What the person has said is something like, "N---- are the fastest growing group in the country." What the person is referring to, of course, is the hottest category in religious survey research, the so-called "Nones" who identify themselves as belonging to no religious group. Over the past few years the percentage of Americans who would come right out and say so has more than doubled, from roughly 7 to near 16 percent. And climbing. This datum has become the empirical evidence that makes church officials nervous. It undergirds what most already knew in an "unscientific way,"that organized religion is on the downslide. It's become a flash point for discussion and debate. To be a "none" has become something of a status symbol rather than the mark of an outcast.

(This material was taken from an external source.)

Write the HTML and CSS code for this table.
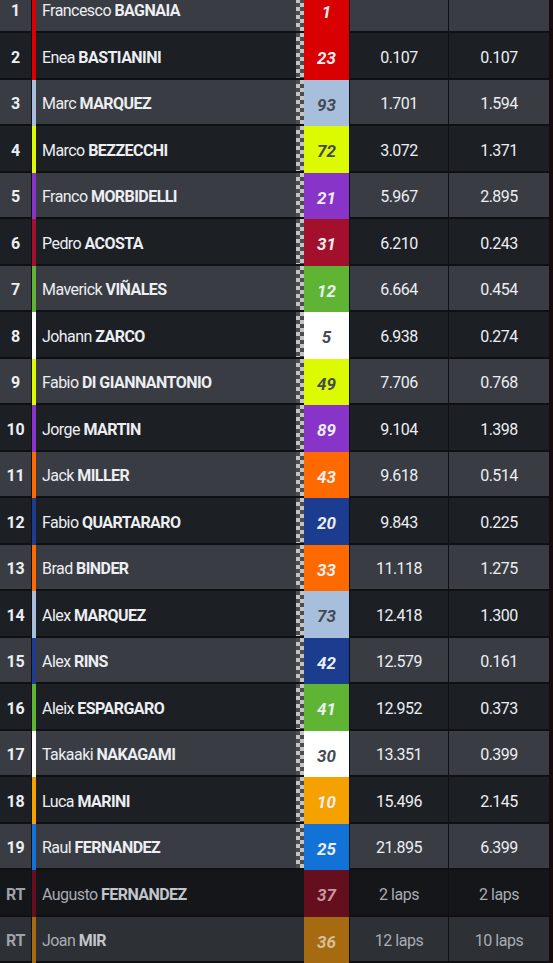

The verbal blurring of "nones" with "nuns" may give sisters something of a temporary advantage. Americans love growth and winners and success is usually defined by upward trends. It's what the "Mad Men" and their heirs would call aura. Seeing the difference in print naturally removes that possibility, but chances of that are slim in an increasingly reader averse society and the hearer may wander away with an entirely mistaken impression. I'm assuming that nuns themselves aren't looking for any such benefit, however pyrrhic. 

You may want to alert yourself to this quirky exchange of same-sounding words, however. It just might pop up in conversation and, if so, recall your fondness for sisters and the slipperiness of words.